Dataset excerpt:
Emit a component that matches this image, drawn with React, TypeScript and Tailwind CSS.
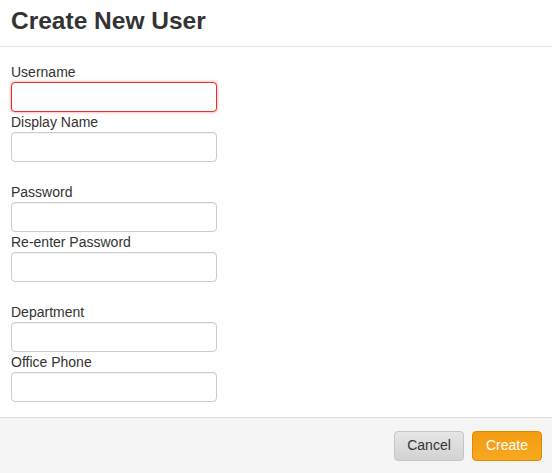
import * as React from "react";

function Field({ label, error }: { label: string; error?: boolean }) {
  return (
    <div className="flex flex-col">
      <label className="h-5 text-[14px] leading-5 text-[#333]">{label}</label>
      <input
        type="text"
        className={`h-[30px] w-[206px] rounded-[4px] border bg-white px-2 text-[14px] outline-none ${
          error
            ? "border-[#e8302f] shadow-[0_0_3px_rgba(232,48,47,0.6)]"
            : "border-[#ccc] shadow-[inset_0_1px_1px_rgba(0,0,0,0.05)]"
        }`}
      />
    </div>
  );
}

export default function App() {
  return (
    <div className="flex h-[473px] w-[552px] flex-col bg-white font-['Liberation_Sans',Arial,sans-serif] text-[#333]">
      <div className="h-[47px] border-b border-[#e5e5e5] px-[11px] pt-[6px]">
        <h1 className="text-[24.5px] font-bold leading-[30px] text-[#333]">Create New User</h1>
      </div>
      <div className="flex flex-1 flex-col gap-5 px-[11px] pt-[15px]">
        <div className="flex flex-col">
          <Field label="Username" error />
          <Field label="Display Name" />
        </div>
        <div className="flex flex-col">
          <Field label="Password" />
          <Field label="Re-enter Password" />
        </div>
        <div className="flex flex-col">
          <Field label="Department" />
          <Field label="Office Phone" />
        </div>
      </div>
      <div className="flex h-[56px] items-center justify-end gap-[8px] border-t border-[#ddd] bg-[#f5f5f5] pl-[11px] pr-[10px]">
        <button className="h-[30px] w-[70px] rounded-[4px] border border-[#c5c5c5] bg-gradient-to-b from-[#e6e6e6] to-[#d2d2d2] text-[14px] text-[#333]">
          Cancel
        </button>
        <button className="h-[30px] w-[70px] rounded-[4px] border border-[#e08a00] bg-gradient-to-b from-[#f39c12] to-[#f7a81f] text-[14px] text-white">
          Create
        </button>
      </div>
    </div>
  );
}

The problem: Leave out the pictures and print every line of the data exactly.

Full output:
Emit a component that matches this image, drawn with React, TypeScript and Tailwind CSS.
import * as React from "react";

function Field({ label, error }: { label: string; error?: boolean }) {
  return (
    <div className="flex flex-col">
      <label className="h-5 text-[14px] leading-5 text-[#333]">{label}</label>
      <input
        type="text"
        className={`h-[30px] w-[206px] rounded-[4px] border bg-white px-2 text-[14px] outline-none ${
          error
            ? "border-[#e8302f] shadow-[0_0_3px_rgba(232,48,47,0.6)]"
            : "border-[#ccc] shadow-[inset_0_1px_1px_rgba(0,0,0,0.05)]"
        }`}
      />
    </div>
  );
}

export default function App() {
  return (
    <div className="flex h-[473px] w-[552px] flex-col bg-white font-['Liberation_Sans',Arial,sans-serif] text-[#333]">
      <div className="h-[47px] border-b border-[#e5e5e5] px-[11px] pt-[6px]">
        <h1 className="text-[24.5px] font-bold leading-[30px] text-[#333]">Create New User</h1>
      </div>
      <div className="flex flex-1 flex-col gap-5 px-[11px] pt-[15px]">
        <div className="flex flex-col">
          <Field label="Username" error />
          <Field label="Display Name" />
        </div>
        <div className="flex flex-col">
          <Field label="Password" />
          <Field label="Re-enter Password" />
        </div>
        <div className="flex flex-col">
          <Field label="Department" />
          <Field label="Office Phone" />
        </div>
      </div>
      <div className="flex h-[56px] items-center justify-end gap-[8px] border-t border-[#ddd] bg-[#f5f5f5] pl-[11px] pr-[10px]">
        <button className="h-[30px] w-[70px] rounded-[4px] border border-[#c5c5c5] bg-gradient-to-b from-[#e6e6e6] to-[#d2d2d2] text-[14px] text-[#333]">
          Cancel
        </button>
        <button className="h-[30px] w-[70px] rounded-[4px] border border-[#e08a00] bg-gradient-to-b from-[#f39c12] to-[#f7a81f] text-[14px] text-white">
          Create
        </button>
      </div>
    </div>
  );
}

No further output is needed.